Figueres' visit came one week after China and the United States announced a landmark agreement on their respective post-2020 actions on climate change in Beijing on the sidelines of the 2014 Economic Leaders Meetings of the Asia-Pacific Economic Cooperation.
China pledged to achieve peak carbon dioxide emissions around 2030, if not earlier, and to increase the share of non-fossil fuels in primary energy consumption to around 20 percent by 2030. In contrast, the US vowed to reduce its emissions by 26-28 percent below its 2005 level, in 2025.
Figueres lauded the announcement as "meaningful and forward-looking", saying the remarks by the two largest economies and greenhouse- gas emitters have already reaped benefits, because it came four months earlier than expected.
"It has encouraged other countries to redouble efforts of domestic analysis on their contributions, and also on a political level, it gives a very positive tone to the upcoming negotiations," she said.
China and the US together account for roughly 42 percent of the total amount of the greenhouse gases emitted globally. Last year, a joint working group on climate change was established to address common challenges and to tap cooperation potentials.
Figueres described the actions announced in Beijing as only “part of the iceberg”, and said both countries will further
explain polices and measures that will underpin their contributions by March next year.
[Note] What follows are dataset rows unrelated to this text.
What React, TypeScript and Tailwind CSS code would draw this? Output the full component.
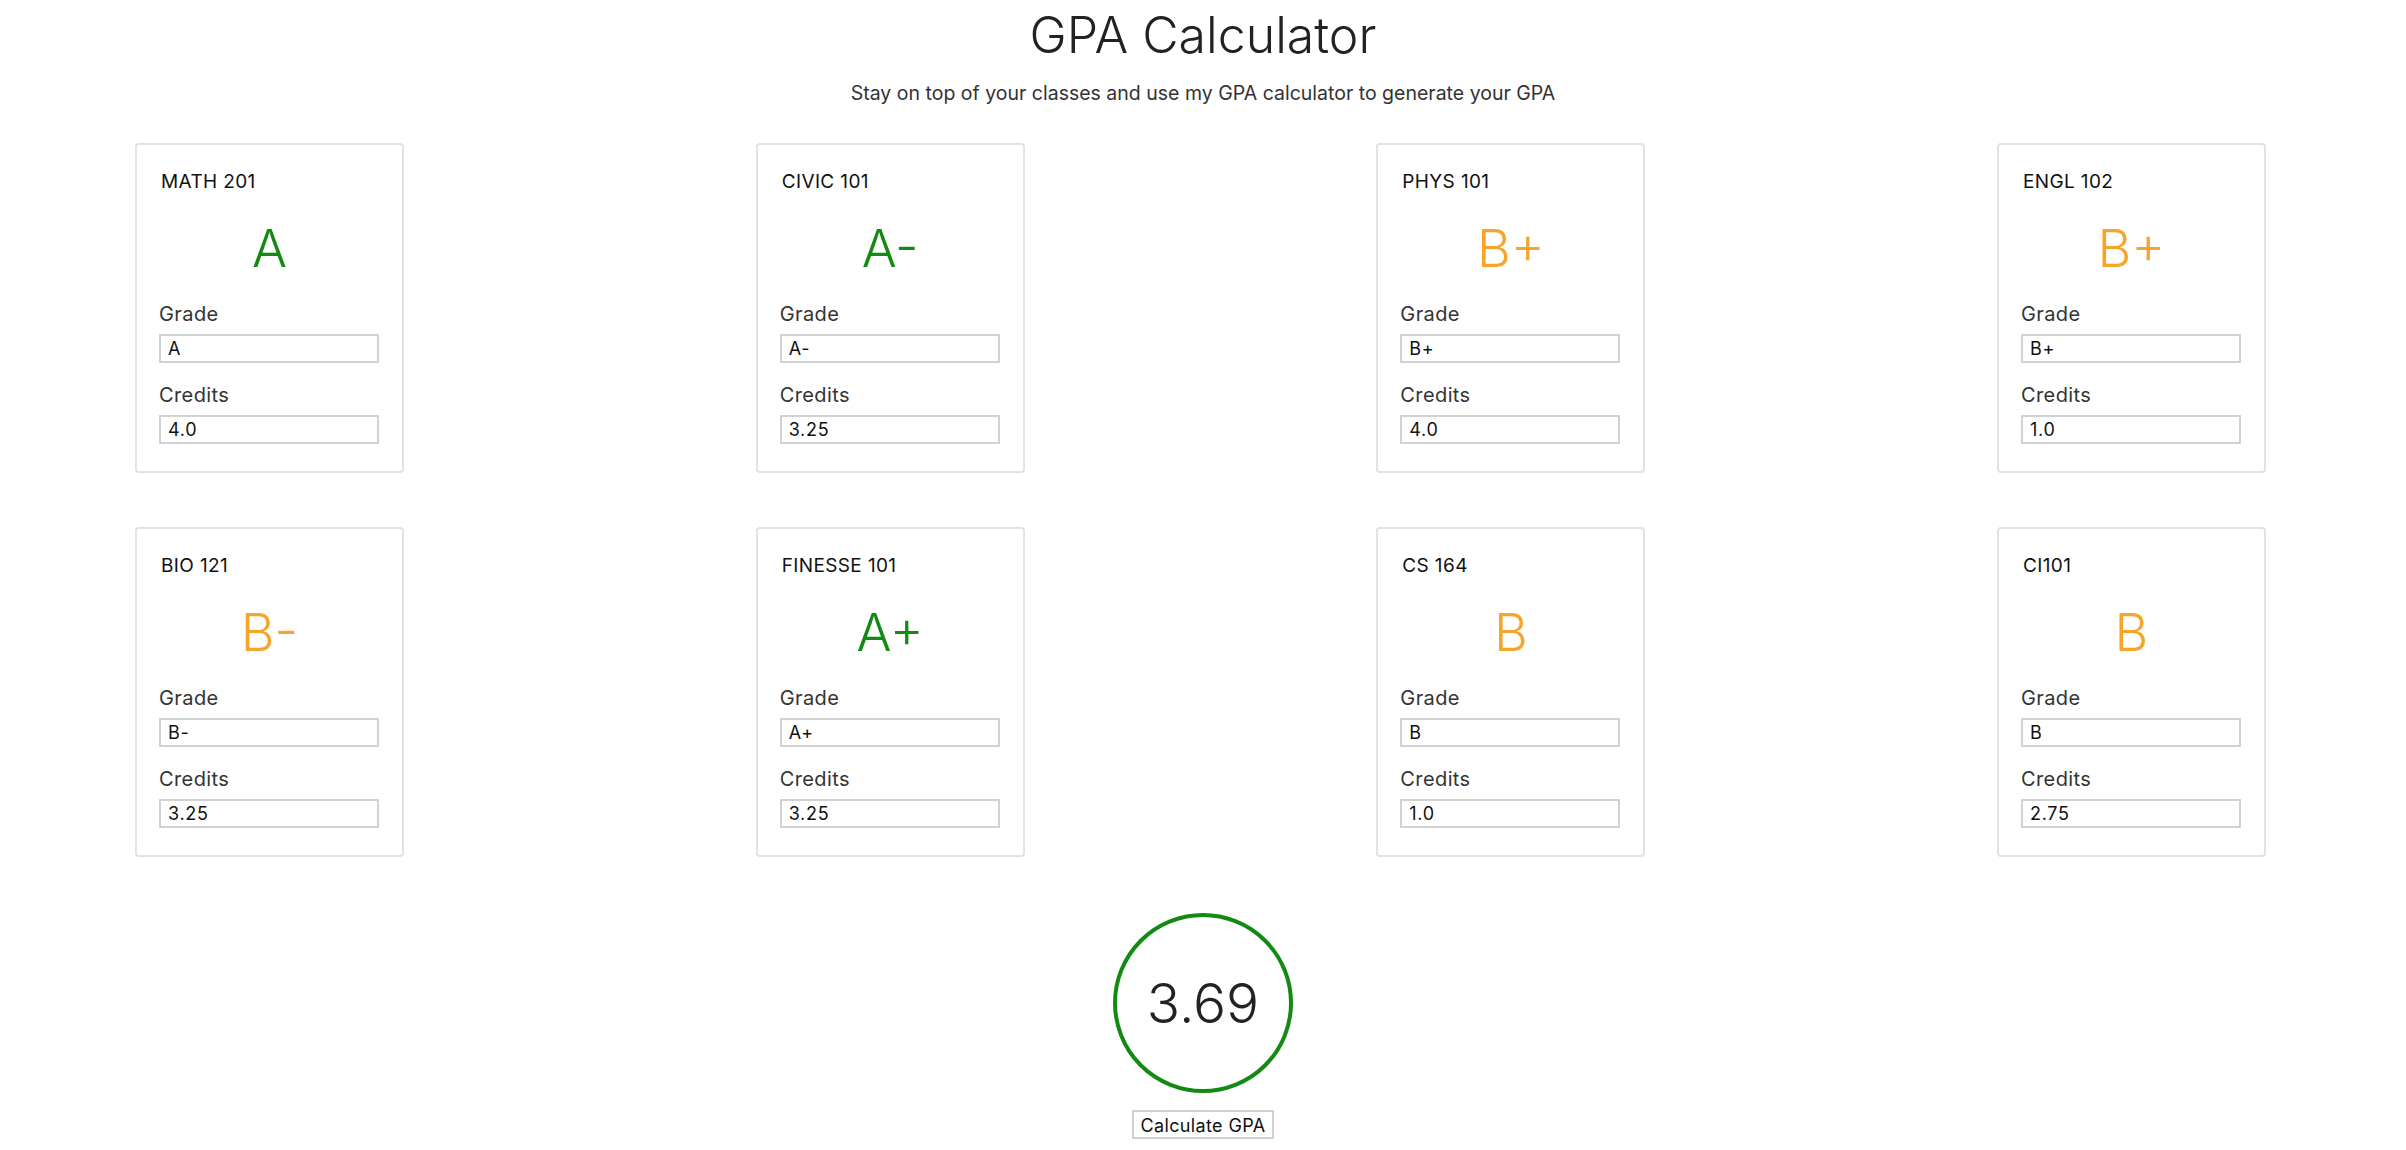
import { useState } from 'react'

type Course = { name: string; grade: string; credits: string }

const initial: Course[] = [
  { name: 'MATH 201', grade: 'A', credits: '4.0' },
  { name: 'CIVIC 101', grade: 'A-', credits: '3.25' },
  { name: 'PHYS 101', grade: 'B+', credits: '4.0' },
  { name: 'ENGL 102', grade: 'B+', credits: '1.0' },
  { name: 'BIO 121', grade: 'B-', credits: '3.25' },
  { name: 'FINESSE 101', grade: 'A+', credits: '3.25' },
  { name: 'CS 164', grade: 'B', credits: '1.0' },
  { name: 'CI101', grade: 'B', credits: '2.75' },
]

const font = { fontFamily: 'Inter, "Noto Sans", sans-serif' }

function CourseCard({ course }: { course: Course }) {
  const isA = course.grade.startsWith('A')
  return (
    <div className="flex h-[330px] w-[269px] flex-col rounded-[4px] border-2 border-[#e2e2e2] bg-white px-[22px] pt-[25px]">
      <div className="pl-[2px] text-[19px] leading-[24px] tracking-[0.02em] text-[#111]">{course.name}</div>
      <div
        className={`mt-[25px] text-center text-[52px] font-light leading-[60px] ${isA ? 'text-[#138a13]' : 'text-[#f6a52a]'}`}
      >
        {course.grade}
      </div>
      <label className="mt-[23px] text-[20px] leading-[24px] tracking-[0.02em] text-[#333]">Grade</label>
      <input
        readOnly
        value={course.grade}
        className="mt-[8px] h-[29px] w-[220px] border-2 border-[#d2d2d2] px-[7px] text-[18px] tracking-[0.04em] text-[#111] outline-none"
        style={font}
      />
      <label className="mt-[20px] text-[20px] leading-[24px] tracking-[0.02em] text-[#333]">Credits</label>
      <input
        readOnly
        value={course.credits}
        className="mt-[8px] h-[29px] w-[220px] border-2 border-[#d2d2d2] px-[7px] text-[18px] tracking-[0.04em] text-[#111] outline-none"
        style={font}
      />
    </div>
  )
}

export default function App() {
  const [courses] = useState(initial)
  return (
    <div className="min-h-[1150px] bg-white" style={font}>
      <div className="flex flex-col items-center">
        <h1 className="mt-[4px] text-[50px] font-light leading-[62px] text-[#222]">GPA Calculator</h1>
        <p className="mt-[14px] text-[19.5px] leading-[26px] text-[#333]">
          Stay on top of your classes and use my GPA calculator to generate your GPA
        </p>
      </div>

      <div className="ml-[135px] mt-[37px] flex w-[2131px] flex-col gap-[54px]">
        <div className="flex justify-between">
          {courses.slice(0, 4).map((c) => (
            <CourseCard key={c.name} course={c} />
          ))}
        </div>
        <div className="flex justify-between">
          {courses.slice(4).map((c) => (
            <CourseCard key={c.name} course={c} />
          ))}
        </div>
      </div>

      <div className="mt-[56px] flex flex-col items-center">
        <div className="flex h-[180px] w-[180px] items-center justify-center rounded-full border-4 border-[#138a13]">
          <span className="text-[55px] font-light text-[#222]">3.69</span>
        </div>
        <button className="mt-[17px] h-[29px] w-[142px] border-2 border-[#d0d0d0] bg-white text-[18px] tracking-[0.02em] text-[#111]">
          Calculate GPA
        </button>
      </div>
    </div>
  )
}
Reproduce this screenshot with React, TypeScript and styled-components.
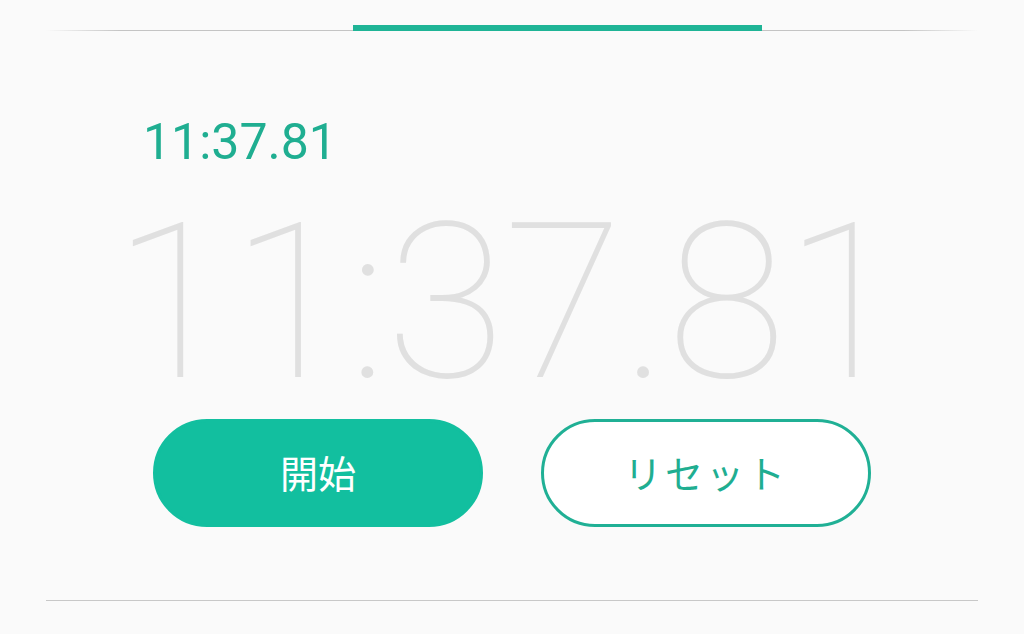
import React from "react";
import styled, { createGlobalStyle } from "styled-components";

const GlobalStyle = createGlobalStyle`
  html, body {
    margin: 0;
    padding: 0;
    background: #fafafa;
  }
  body {
    font-family: Roboto, "Noto Sans CJK JP", sans-serif;
  }
`;

const Screen = styled.div`
  width: 1024px;
  height: 634px;
  box-sizing: border-box;
  background: #fafafa;
  display: flex;
  flex-direction: column;
  align-items: center;
  padding: 24px 46px 0;
  overflow: hidden;
`;

const TabBar = styled.div`
  width: 100%;
  height: 7px;
  display: flex;
  justify-content: flex-start;
  align-items: flex-end;
  background: linear-gradient(
      to right,
      rgba(190, 190, 190, 0) 0%,
      #c4c4c4 8%,
      #c4c4c4 92%,
      rgba(190, 190, 190, 0) 100%
    )
    bottom / 100% 1px no-repeat;
`;

const Indicator = styled.div`
  width: 409px;
  height: 6px;
  margin-left: 307px;
  background: #1fb496;
`;

const Body = styled.div`
  width: 100%;
  display: flex;
  flex-direction: column;
  align-items: flex-start;
  padding-left: 97px;
  box-sizing: border-box;
`;

const LapTime = styled.div`
  margin-top: 86px;
  font-family: Roboto, sans-serif;
  font-size: 50px;
  font-weight: 400;
  line-height: 1;
  color: #1fae91;
`;

const BigTime = styled.div`
  margin-top: 46px;
  margin-left: -30px;
  font-family: Roboto, sans-serif;
  font-weight: 100;
  font-size: 218px;
  line-height: 180px;
  height: 180px;
  color: #e0e0e0;
  letter-spacing: -1.5px;
  white-space: nowrap;
`;

const Buttons = styled.div`
  display: flex;
  gap: 58px;
  margin-top: 26px;
  margin-left: 10px;
`;

const PillButton = styled.button<{ $filled?: boolean }>`
  width: 330px;
  height: 108px;
  box-sizing: border-box;
  border-radius: 54px;
  border: 3px solid ${(p) => (p.$filled ? "#12bf9f" : "#20b095")};
  background: ${(p) => (p.$filled ? "#12bf9f" : "#ffffff")};
  color: ${(p) => (p.$filled ? "#ffffff" : "#1fae91")};
  font-family: "Noto Sans CJK JP", sans-serif;
  font-size: 38px;
  font-weight: 400;
  letter-spacing: ${(p) => (p.$filled ? "0" : "3px")};
  display: flex;
  align-items: center;
  justify-content: center;
  padding: 0 0 4px;
`;

const Divider = styled.div`
  width: 100%;
  height: 1px;
  background: #c8c8c8;
  margin-top: 73px;
`;

export default function App() {
  return (
    <>
      <GlobalStyle />
      <Screen>
        <TabBar>
          <Indicator />
        </TabBar>
        <Body>
          <LapTime>11:37.81</LapTime>
          <BigTime>11:37.81</BigTime>
          <Buttons>
            <PillButton $filled>開始</PillButton>
            <PillButton>リセット</PillButton>
          </Buttons>
        </Body>
        <Divider />
      </Screen>
    </>
  );
}
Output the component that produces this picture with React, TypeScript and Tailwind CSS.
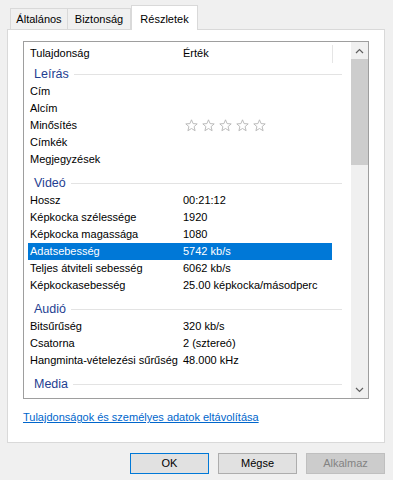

"I am fully confident that the two countries are serious and responsible enough to comply with what they put forward, which does not put them at risk but still challenges their private sectors," she said.
In early December, a new round of negotiations will begin in Lima, Peru, at the 2014 UN Climate Convention Conference, with the goal of advancing a draft agreement for adoption in Paris late next year.
In recent years, the negotiation process has suffered from serious setbacks due to sharp differences between developed and developing countries on emission-reduction responsibilities and financial support. The stagnation also induced criticism of the conferences for an alleged lack of leadership.
Figueres called on the international community to consider the conferences as "steps along the way to a solution", with each conference building on previous ones.
"We would not be on the point of having a draft agreement for Paris a whole year before Paris, had we not had successful rounds in Doha and Warsaw," she said.
The executive secretary also urged industrialized countries to help developing countries.
"Developed countries have to inject a series of capital and technical 'know-how' into the developing countries in order to help bring the population out of poverty without leaving carbon footprints," she said.